In a world where everything increasingly looks the same, brands are one of the few opportunities for making a difference. When industrial companies benefit from business to business branding, it is often by accident rather than design. However, with a little extra effort and cost, the effect could be much improved loyalty and greater profitability. Let’s imagine that the effect of the brand could be separated out from the utility of an industrial product, we could find that it accounts for only around 5% of the influence to select a supplier. Now let’s also imagine that with a little bit of pushing, shoving and promotional effort the brand could be more precisely positioned. With this positioning, the influence of the brand on the selection of the supplier would surely be increased. Assuming this repositioning of the brand resulted in raising the brand influence a modest 2% points to 7%, this would enable the supplier to achieve an increase in price or, if the price remains the same, a larger market share. This has got to be worthwhile.
Some companies have been highly successful in this mission. RS Components, suppliers of thousands of electronic, electrical and mechanical products from its CD-ROMs, catalogues and web site obtains a high premium for products because it offers one stop shopping with unfailing delivery to your door in the morning post. Dow Chemical has built a brand with a reputation for high technology and a low cost to serve in a wide range of plastics.
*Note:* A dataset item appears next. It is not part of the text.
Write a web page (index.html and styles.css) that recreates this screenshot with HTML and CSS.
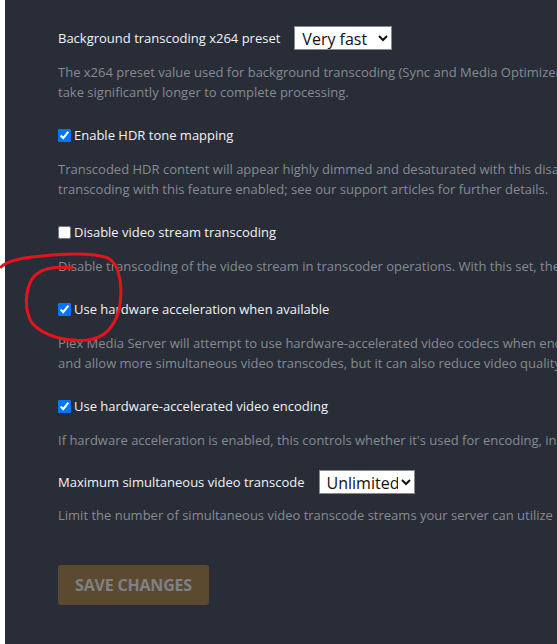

Eddie Stobbart used to operate an ordinary trucking company until he ensured that the reliability of his operation is always supported by clean trucks and smart drivers. His drivers green shirts and their mandatory ties, have become hallmarks of the brand which justifies a substantial premium over Joe Soap Transport.
B2B branding is certainly not the holy grail. It is not the be all and end all of a successful business. Branding is just one aspect of marketing. But if a company gets its industrial brand right, the likelihood is that all the other parts of the marketing mix will fall into place. Branding sits at the core of a company’s philosophy because a company’s brand is what that company is.